PROBLEM STATEMENT: From the entries below, copy every line where the string "this" appears.
* begin EXCERPTED DATA *
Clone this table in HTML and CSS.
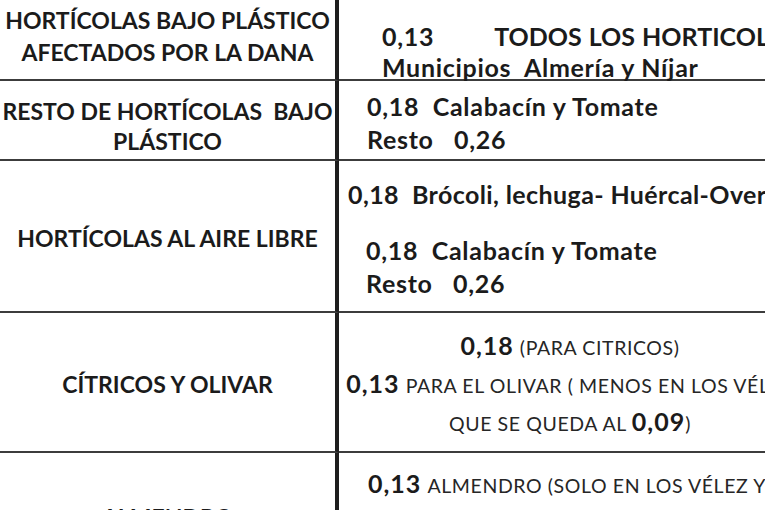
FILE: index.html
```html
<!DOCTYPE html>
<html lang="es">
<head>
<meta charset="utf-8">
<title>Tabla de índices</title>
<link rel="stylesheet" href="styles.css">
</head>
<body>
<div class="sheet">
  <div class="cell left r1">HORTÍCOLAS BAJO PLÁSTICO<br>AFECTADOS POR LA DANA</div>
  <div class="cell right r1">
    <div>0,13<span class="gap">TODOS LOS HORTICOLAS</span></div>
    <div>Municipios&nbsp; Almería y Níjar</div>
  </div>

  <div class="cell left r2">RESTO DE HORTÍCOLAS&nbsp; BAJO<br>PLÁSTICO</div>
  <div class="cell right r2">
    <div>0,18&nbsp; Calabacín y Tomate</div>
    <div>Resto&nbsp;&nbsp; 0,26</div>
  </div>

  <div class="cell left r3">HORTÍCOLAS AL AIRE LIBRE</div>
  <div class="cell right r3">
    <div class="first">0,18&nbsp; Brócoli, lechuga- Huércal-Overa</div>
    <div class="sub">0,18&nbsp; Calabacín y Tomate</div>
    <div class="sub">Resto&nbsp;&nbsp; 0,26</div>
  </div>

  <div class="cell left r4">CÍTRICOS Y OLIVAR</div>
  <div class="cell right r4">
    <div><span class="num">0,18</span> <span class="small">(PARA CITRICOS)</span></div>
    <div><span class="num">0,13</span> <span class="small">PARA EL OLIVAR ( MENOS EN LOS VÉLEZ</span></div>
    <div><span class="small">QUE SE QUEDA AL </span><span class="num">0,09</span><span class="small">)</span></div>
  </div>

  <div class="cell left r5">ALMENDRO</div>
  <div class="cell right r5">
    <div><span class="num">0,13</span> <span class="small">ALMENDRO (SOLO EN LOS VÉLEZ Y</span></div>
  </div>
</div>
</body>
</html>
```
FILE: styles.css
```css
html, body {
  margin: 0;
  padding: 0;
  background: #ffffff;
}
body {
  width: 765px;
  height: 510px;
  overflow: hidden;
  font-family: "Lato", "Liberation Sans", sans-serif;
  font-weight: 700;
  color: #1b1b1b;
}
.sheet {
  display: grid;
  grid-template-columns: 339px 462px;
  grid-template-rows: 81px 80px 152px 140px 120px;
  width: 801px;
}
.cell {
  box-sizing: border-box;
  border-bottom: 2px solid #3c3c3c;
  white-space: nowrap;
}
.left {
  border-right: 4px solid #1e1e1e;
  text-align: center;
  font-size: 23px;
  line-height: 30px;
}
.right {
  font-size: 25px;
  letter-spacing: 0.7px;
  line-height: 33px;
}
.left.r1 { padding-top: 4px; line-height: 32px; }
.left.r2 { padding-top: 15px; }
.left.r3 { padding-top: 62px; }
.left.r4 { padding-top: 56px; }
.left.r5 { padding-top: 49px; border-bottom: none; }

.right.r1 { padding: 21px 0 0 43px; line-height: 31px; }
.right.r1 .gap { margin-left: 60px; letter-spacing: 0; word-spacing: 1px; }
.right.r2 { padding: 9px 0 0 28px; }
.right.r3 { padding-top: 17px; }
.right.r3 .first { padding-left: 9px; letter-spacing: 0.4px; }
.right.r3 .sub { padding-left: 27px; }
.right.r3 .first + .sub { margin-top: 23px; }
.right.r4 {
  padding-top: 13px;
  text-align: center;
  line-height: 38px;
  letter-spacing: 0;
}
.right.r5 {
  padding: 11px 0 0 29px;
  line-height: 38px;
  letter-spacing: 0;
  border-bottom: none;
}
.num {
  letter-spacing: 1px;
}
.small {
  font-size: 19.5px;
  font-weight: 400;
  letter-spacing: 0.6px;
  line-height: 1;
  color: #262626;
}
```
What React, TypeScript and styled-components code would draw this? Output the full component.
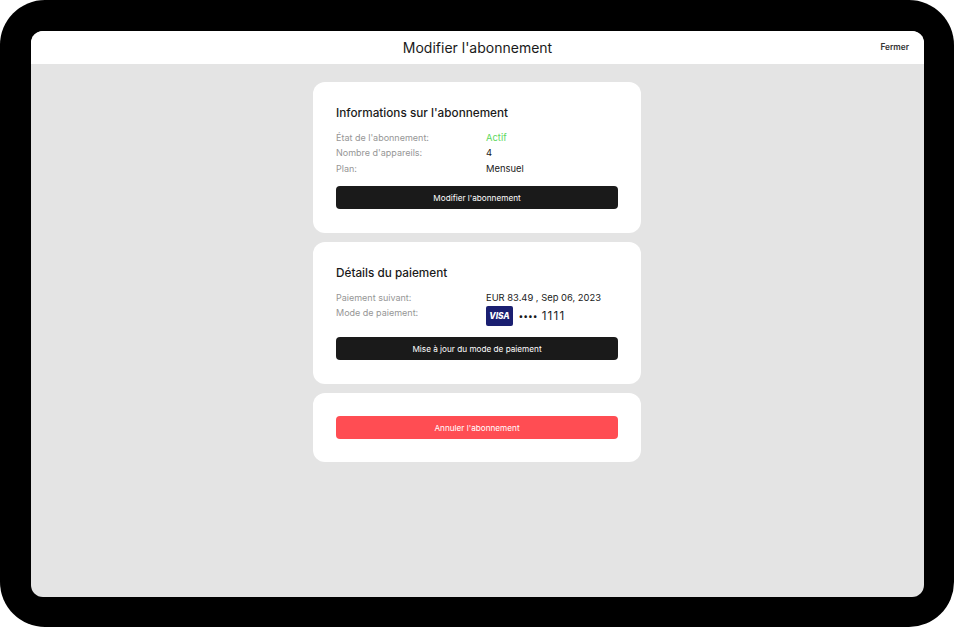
* end EXCERPTED DATA *
TASK RESPONSE:
Clone this table in HTML and CSS.
What React, TypeScript and styled-components code would draw this? Output the full component.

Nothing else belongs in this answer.